• [Your objective]: Look through the material below. Copy every line with the string "full" in it.

═══ Data for the task ═══

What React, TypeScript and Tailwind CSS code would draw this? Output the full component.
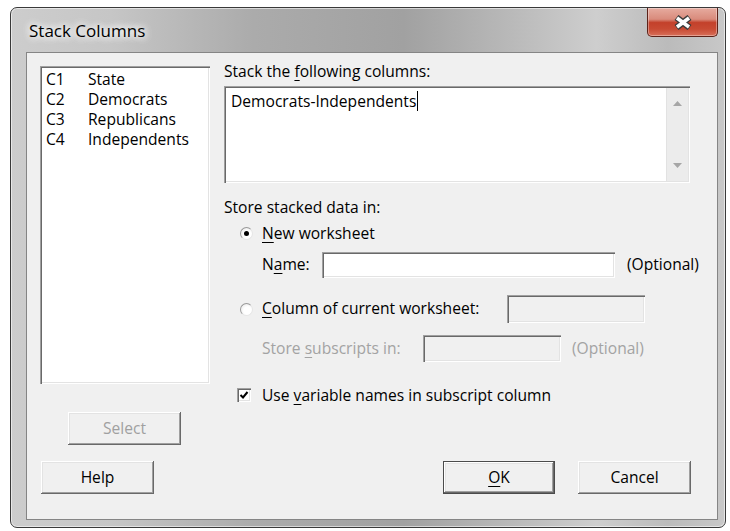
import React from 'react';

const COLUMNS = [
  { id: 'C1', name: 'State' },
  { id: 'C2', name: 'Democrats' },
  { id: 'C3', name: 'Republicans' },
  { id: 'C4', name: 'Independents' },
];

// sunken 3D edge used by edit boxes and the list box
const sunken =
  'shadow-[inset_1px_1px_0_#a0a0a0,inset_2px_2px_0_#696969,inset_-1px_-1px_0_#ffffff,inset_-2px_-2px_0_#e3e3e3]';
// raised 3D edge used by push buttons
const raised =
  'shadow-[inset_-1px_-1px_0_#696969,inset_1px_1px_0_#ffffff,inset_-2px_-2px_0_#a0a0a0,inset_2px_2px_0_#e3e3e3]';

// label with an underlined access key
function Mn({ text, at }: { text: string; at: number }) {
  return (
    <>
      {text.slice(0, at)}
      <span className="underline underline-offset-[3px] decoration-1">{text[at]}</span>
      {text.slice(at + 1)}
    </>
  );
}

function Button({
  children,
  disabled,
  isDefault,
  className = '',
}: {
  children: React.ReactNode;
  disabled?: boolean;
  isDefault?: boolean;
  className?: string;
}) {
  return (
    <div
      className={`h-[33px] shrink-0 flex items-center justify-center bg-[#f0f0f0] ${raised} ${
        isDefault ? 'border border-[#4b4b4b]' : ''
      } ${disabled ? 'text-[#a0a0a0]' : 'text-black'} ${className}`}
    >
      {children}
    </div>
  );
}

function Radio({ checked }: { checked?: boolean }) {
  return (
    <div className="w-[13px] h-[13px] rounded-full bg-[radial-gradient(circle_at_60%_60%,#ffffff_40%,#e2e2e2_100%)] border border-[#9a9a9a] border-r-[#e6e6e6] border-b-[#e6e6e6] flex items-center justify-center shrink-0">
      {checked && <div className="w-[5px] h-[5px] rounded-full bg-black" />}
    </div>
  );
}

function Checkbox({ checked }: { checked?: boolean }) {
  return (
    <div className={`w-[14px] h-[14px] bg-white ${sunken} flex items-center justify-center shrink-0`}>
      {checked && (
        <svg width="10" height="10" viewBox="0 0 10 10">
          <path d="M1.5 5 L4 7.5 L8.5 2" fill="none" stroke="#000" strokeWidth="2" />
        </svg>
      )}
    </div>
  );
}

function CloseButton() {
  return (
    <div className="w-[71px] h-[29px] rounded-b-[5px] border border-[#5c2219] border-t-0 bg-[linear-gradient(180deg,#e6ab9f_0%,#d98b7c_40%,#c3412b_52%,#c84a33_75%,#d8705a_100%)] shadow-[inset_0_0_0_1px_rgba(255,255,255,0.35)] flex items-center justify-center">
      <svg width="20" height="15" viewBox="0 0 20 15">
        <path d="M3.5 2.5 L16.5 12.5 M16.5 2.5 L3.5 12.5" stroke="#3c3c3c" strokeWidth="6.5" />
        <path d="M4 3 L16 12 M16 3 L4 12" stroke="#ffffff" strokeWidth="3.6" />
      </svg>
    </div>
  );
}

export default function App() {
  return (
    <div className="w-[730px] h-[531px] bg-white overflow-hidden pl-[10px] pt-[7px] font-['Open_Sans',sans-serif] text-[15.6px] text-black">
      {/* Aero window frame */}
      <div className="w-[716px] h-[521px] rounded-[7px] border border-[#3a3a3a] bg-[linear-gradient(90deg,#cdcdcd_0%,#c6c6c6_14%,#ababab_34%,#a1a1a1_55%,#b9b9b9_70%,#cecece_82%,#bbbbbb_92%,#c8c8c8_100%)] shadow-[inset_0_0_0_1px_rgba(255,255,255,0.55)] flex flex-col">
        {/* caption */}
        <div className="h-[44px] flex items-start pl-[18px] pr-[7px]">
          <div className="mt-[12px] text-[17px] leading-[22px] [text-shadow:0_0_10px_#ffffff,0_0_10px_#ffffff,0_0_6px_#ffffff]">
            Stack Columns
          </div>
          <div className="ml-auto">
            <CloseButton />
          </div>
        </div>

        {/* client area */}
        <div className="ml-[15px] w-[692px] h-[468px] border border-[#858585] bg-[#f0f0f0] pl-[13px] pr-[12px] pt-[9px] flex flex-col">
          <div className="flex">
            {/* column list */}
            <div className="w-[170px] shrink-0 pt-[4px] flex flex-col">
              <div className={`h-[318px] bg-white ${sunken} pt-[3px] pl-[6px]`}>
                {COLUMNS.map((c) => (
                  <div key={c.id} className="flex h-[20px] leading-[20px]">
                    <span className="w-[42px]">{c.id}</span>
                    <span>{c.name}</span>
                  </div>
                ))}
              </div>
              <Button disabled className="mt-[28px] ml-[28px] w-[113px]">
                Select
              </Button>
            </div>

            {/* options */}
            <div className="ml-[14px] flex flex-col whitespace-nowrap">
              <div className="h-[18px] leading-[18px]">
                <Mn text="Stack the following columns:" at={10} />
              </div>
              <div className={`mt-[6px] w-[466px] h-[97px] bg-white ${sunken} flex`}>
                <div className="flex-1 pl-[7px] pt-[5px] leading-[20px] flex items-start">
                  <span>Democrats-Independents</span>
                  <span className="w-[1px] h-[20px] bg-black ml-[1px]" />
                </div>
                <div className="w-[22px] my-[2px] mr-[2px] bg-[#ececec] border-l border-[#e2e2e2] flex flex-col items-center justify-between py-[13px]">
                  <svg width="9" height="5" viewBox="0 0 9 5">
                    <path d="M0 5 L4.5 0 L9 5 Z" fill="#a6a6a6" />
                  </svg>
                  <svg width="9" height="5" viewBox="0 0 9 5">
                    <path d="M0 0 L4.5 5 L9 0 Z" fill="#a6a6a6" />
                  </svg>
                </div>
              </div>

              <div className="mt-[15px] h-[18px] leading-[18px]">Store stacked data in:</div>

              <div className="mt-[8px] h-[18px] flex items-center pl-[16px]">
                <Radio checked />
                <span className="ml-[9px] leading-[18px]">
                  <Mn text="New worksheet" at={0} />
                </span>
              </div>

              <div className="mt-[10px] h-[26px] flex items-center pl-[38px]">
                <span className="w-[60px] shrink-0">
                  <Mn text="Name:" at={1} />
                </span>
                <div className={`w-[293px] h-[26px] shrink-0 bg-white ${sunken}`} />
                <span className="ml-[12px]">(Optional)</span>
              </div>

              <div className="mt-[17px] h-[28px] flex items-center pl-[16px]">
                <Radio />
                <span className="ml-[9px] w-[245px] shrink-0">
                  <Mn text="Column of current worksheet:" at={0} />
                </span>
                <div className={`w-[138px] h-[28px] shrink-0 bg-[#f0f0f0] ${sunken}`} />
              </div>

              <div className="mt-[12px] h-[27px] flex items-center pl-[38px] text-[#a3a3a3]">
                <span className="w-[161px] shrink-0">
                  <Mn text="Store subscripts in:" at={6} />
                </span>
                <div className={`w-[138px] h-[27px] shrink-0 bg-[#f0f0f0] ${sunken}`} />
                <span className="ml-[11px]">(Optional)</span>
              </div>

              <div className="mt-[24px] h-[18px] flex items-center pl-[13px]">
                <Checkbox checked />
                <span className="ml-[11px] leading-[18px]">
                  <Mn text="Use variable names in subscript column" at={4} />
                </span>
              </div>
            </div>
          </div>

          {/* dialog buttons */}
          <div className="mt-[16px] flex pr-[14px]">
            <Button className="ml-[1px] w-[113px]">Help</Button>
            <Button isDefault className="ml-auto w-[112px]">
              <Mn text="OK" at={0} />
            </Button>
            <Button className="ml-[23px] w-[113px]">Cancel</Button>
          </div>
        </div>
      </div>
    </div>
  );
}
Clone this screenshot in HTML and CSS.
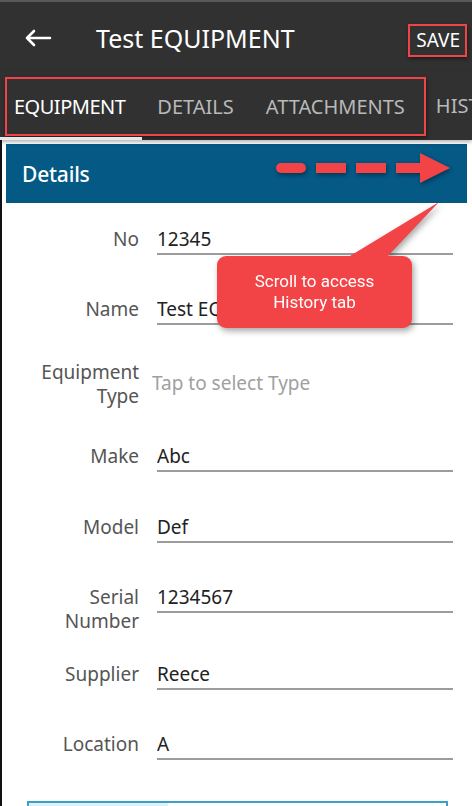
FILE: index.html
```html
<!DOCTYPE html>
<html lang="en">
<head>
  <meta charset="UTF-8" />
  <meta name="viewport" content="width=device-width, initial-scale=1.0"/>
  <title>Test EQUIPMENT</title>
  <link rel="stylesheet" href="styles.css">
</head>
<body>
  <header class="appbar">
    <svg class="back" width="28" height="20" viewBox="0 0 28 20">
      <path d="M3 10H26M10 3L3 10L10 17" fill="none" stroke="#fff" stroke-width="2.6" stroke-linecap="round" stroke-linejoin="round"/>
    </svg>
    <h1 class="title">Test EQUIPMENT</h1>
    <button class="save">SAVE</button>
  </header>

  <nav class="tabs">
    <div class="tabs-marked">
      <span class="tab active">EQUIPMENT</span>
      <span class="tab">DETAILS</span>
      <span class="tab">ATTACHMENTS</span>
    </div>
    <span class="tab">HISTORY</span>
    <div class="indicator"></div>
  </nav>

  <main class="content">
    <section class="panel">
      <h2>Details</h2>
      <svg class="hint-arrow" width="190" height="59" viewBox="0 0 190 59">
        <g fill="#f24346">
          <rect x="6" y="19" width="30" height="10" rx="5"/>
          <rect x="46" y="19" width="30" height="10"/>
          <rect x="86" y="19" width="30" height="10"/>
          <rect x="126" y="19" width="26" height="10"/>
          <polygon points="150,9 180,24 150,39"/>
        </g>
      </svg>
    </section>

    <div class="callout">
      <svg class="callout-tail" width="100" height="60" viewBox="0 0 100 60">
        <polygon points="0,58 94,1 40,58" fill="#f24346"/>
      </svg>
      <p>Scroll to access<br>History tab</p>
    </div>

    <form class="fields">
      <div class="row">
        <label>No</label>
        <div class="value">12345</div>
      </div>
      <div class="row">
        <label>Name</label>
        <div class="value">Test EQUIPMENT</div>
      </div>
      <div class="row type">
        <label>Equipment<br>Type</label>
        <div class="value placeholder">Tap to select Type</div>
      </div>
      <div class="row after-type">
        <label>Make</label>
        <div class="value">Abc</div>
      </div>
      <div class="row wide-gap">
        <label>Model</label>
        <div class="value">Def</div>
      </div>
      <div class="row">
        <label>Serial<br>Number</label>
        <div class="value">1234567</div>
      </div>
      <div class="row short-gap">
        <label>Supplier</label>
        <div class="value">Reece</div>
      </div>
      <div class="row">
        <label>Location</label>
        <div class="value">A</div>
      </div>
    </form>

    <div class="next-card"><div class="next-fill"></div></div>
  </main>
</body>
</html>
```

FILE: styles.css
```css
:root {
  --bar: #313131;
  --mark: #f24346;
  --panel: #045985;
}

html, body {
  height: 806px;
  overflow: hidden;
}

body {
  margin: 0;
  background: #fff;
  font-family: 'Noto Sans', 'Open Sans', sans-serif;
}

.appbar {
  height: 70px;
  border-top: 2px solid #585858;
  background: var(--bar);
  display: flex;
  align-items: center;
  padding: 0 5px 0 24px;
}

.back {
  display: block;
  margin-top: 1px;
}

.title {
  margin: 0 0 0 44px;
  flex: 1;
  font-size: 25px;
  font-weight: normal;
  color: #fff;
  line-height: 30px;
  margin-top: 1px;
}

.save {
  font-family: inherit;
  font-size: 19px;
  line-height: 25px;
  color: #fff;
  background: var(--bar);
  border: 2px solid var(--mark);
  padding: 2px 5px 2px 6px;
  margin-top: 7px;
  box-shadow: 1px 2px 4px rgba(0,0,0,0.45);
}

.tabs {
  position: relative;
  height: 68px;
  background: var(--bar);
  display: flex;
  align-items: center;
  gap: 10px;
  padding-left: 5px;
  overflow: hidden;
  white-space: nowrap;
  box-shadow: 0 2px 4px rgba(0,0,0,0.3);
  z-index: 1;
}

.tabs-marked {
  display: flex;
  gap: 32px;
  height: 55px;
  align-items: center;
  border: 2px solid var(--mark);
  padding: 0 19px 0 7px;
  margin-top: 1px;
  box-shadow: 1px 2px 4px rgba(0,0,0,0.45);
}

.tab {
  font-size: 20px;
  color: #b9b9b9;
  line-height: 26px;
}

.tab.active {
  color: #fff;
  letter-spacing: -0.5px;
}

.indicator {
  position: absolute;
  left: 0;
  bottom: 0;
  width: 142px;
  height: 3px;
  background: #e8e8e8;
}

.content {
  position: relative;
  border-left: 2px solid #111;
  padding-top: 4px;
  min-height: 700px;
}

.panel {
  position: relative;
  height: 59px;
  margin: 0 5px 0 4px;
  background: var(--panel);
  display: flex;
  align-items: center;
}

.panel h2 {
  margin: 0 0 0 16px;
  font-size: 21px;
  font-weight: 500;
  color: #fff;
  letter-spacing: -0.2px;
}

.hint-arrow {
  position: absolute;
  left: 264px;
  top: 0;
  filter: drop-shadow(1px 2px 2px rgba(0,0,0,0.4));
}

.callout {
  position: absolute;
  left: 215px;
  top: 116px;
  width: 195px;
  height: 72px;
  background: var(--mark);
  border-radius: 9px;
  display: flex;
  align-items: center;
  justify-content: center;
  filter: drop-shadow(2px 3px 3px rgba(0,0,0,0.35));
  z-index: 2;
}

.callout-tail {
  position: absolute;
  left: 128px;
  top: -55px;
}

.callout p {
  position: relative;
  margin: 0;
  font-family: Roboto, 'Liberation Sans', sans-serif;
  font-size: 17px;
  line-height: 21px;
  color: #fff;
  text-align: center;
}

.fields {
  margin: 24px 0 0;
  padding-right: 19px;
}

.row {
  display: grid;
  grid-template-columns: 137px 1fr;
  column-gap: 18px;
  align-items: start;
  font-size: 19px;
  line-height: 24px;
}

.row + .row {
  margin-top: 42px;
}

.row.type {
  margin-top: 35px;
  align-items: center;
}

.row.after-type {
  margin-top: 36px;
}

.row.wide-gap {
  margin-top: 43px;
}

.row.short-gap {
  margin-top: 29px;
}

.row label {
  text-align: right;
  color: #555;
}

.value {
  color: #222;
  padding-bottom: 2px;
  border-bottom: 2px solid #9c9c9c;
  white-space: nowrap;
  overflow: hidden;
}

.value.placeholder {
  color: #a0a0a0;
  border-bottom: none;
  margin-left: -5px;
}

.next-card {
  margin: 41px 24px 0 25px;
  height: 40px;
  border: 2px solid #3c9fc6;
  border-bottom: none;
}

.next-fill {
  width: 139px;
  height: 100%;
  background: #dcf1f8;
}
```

═══

• [Reply to the task]:
What React, TypeScript and Tailwind CSS code would draw this? Output the full component.
    <div className="w-[13px] h-[13px] rounded-full bg-[radial-gradient(circle_at_60%_60%,#ffffff_40%,#e2e2e2_100%)] border border-[#9a9a9a] border-r-[#e6e6e6] border-b-[#e6e6e6] flex items-center justify-center shrink-0">
      {checked && <div className="w-[5px] h-[5px] rounded-full bg-black" />}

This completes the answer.